Mesmo assim, a noção de ciberespaço pré-internet que o livro cria é bastante imaginativa. Case, por exemplo, tem contato com pessoas da colônia de Zion e um deles, o piloto de nave Maelcum, o ajuda quando se conecta a esse sistema de simulação que é chamado de Matrix. Em determinado momento, ele, que estava conversando com a falecida namorada em uma praia, percebe que o “cenário” está falhando após tempo demais dentro do programa. Assim, ele consegue ver os caracteres da programação correndo sobre a imagem.
Agora os hieróglifos corriam pela areia, fugiam de seus pés, se afastavam quando ele se aproximava. – Ei – ele disse –, está quebrando. (…)
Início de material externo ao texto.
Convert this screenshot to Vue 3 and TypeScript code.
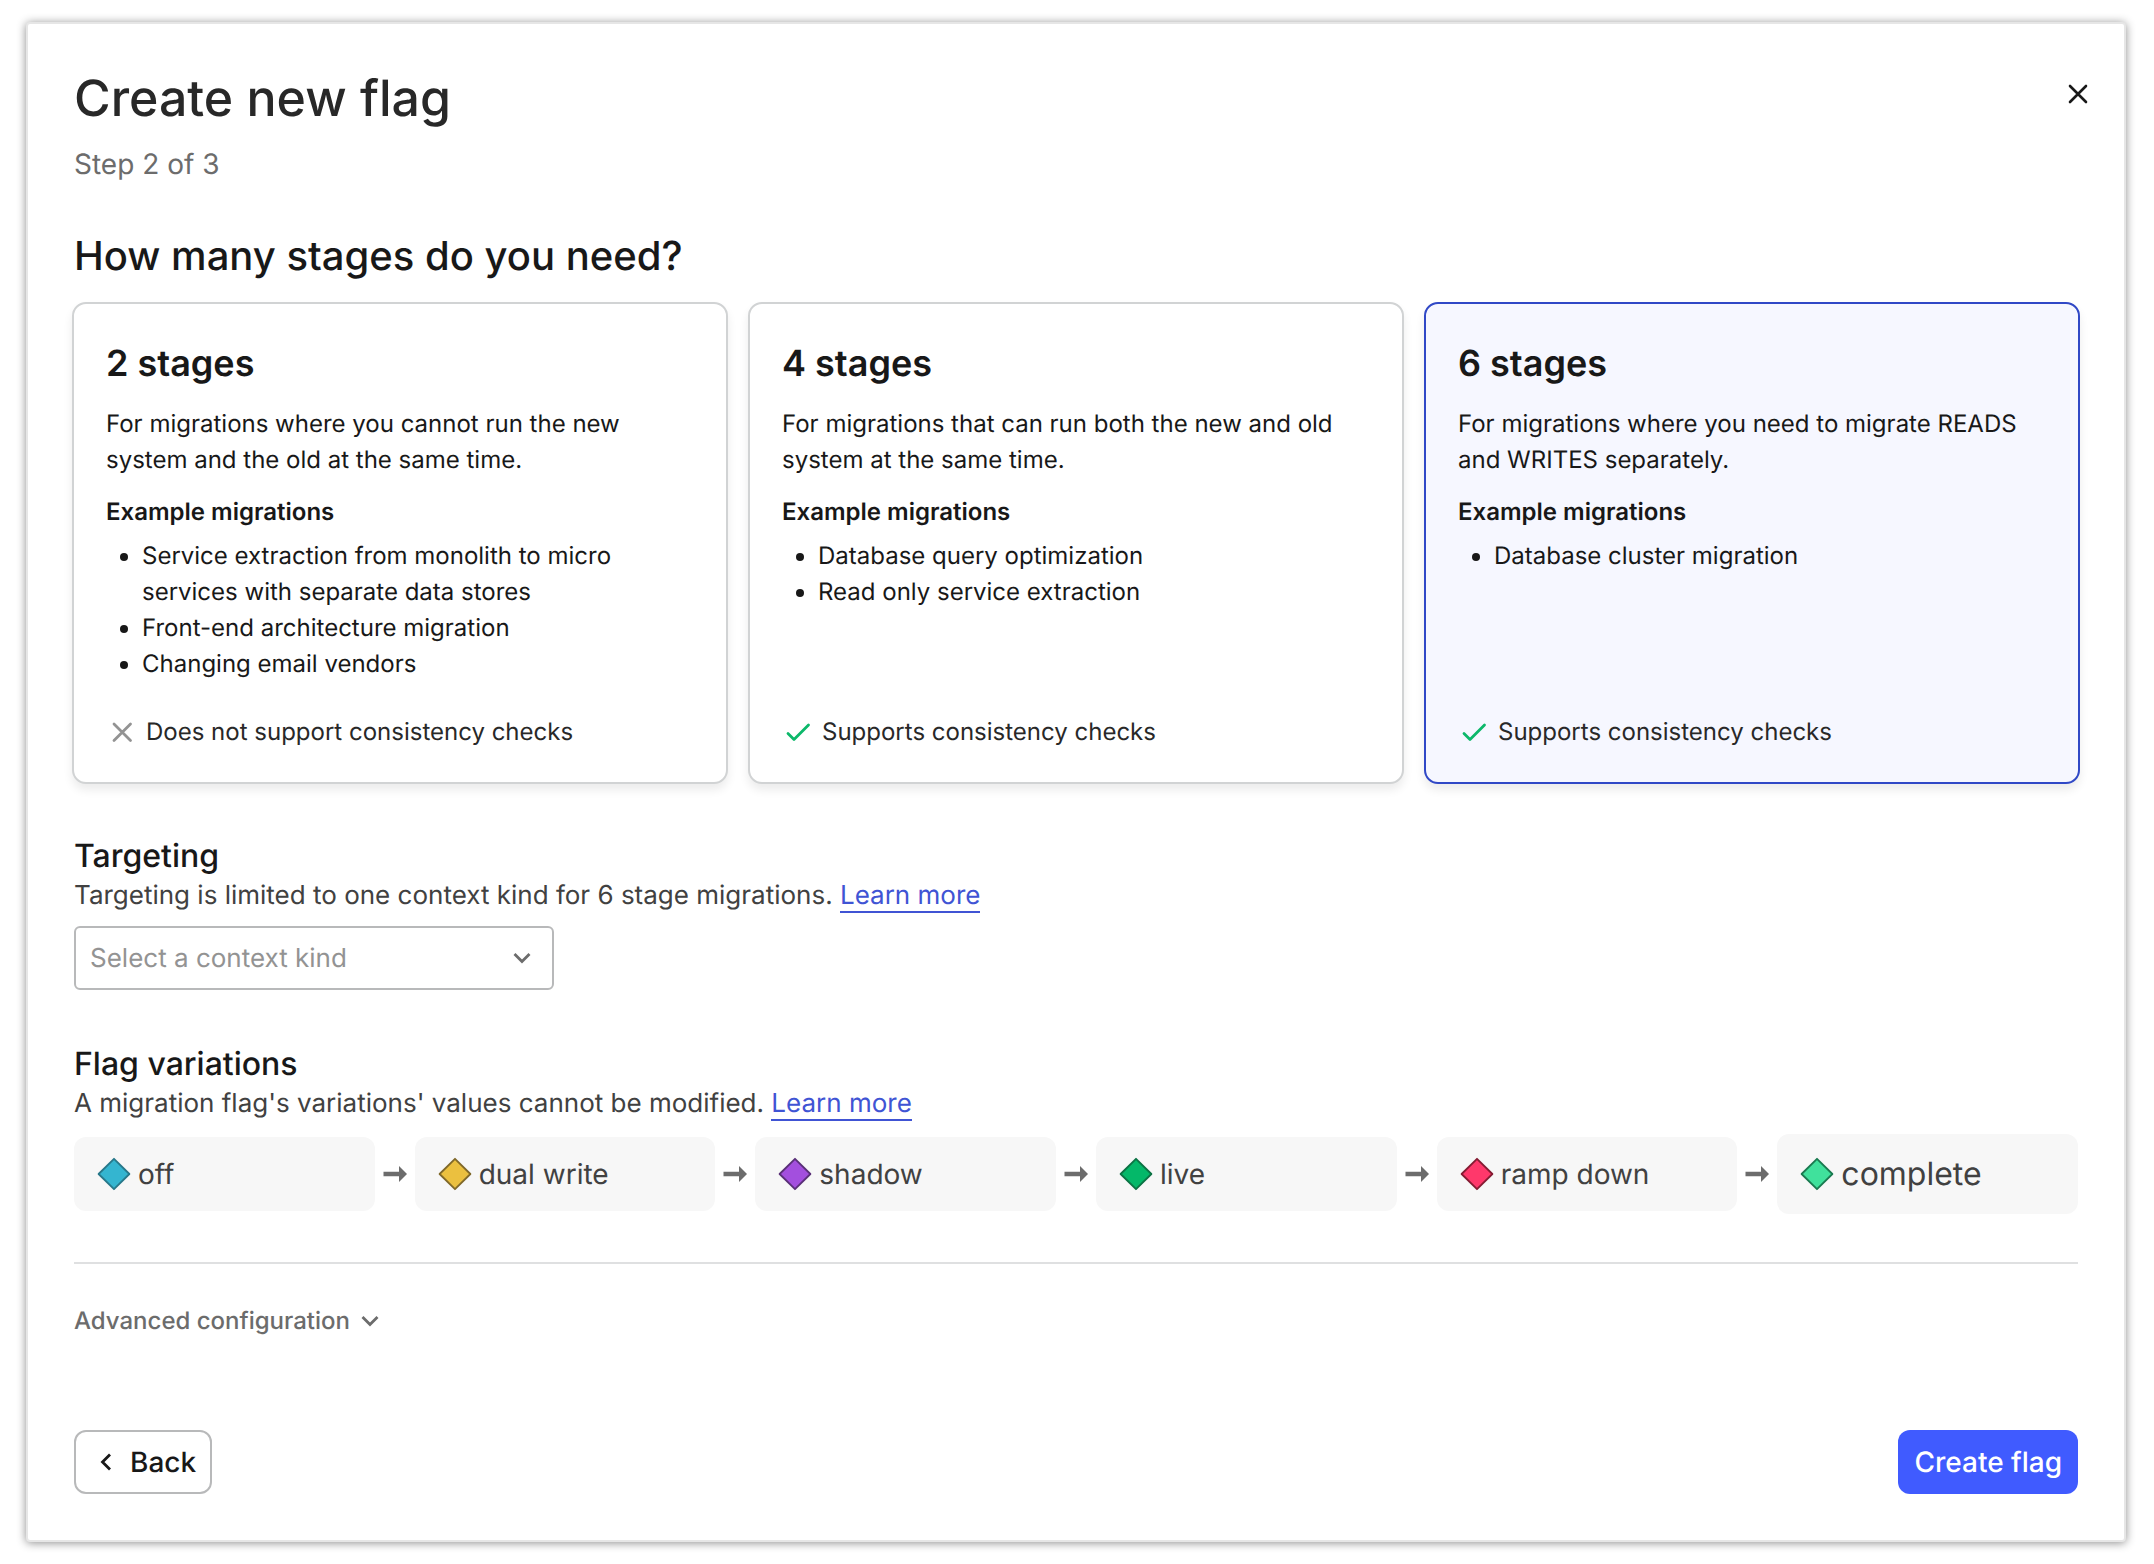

Eles estavam lá, na beira do mar. Linda Lee e a criança magra que disse que seu nome era Neuromancer. Sua jaqueta de couro pendia da mão dela, roçando a borda da arrebentação. Ele continuou caminhando, seguindo a música. O dub de Zion de Maelcum. Havia um lugar cinza, uma impressão de telas nas se deslocando, num padrão de moiré, graus de semitons gerados por um programa gráfico muito simples. Uma longa sequência de uma visão através de uma grade de metal, gaivotas congeladas sobre água escura. Vozes. Um espelho preto liso, que se inclinou, e ele era mercúrio, uma gota de mercúrio, deslizando, atingindo os ângulos de um labirinto invisível, fragmentando-se, fluindo junto, deslizando novamente…
– Case? Mon?
A música.
– Tu tá de volta, mon.
A música foi arrancada de seus ouvidos.
– Quanto tempo? – ele se ouviu perguntar, e sabia que sua boca estava muito seca.
– Cinco minutos, talvez. Tempo demais. Eu queria puxar o plugue, Mute disse não. A tela estava toda gozada, então o Mute disse pra colocar os fones em você.
Ele abriu os olhos. As feições de Maelcum estavam sobrepostas por camadas de hieróglifos translúcidos.
Familiar?


É claro que cada obra é uma obra, mas ler Neuromancer (Assim como o mangá Ghost in the Shell, aliás) é um enorme deja vu para quem já assistiu Matrix (1999). A trama em si não guarda tantas semelhanças, mas certos cenários, mecanismos e, claro, nomes, são muito parecidos (ou iguais). Dito isso, a forma como as cineastas Lana e Lilly Wachowski lidam com os temas que escolhem abordar em sua construção ficcional é muito mais atrativa, para além dos empréstimos e inspirações.
Reconheço as qualidades do livro justamente nesse sentido: de criar um mundo tão particular e tão novo que facilmente se tornou referência para gerações de pessoas leitoras e escritoras. Fico com a sensação que talvez uma releitura mais madura e sabendo de antemão os desafios do texto o favoreceriam, mas isso não impede de constatar que, sim, o texto é um desafio. Uma pena que minha proximidade com a obra acabou sendo mais no plano estético (e da curiosidade) do que no afetivo. Neuromancer tem um claro valor histórico, mas é uma leitura que não anima.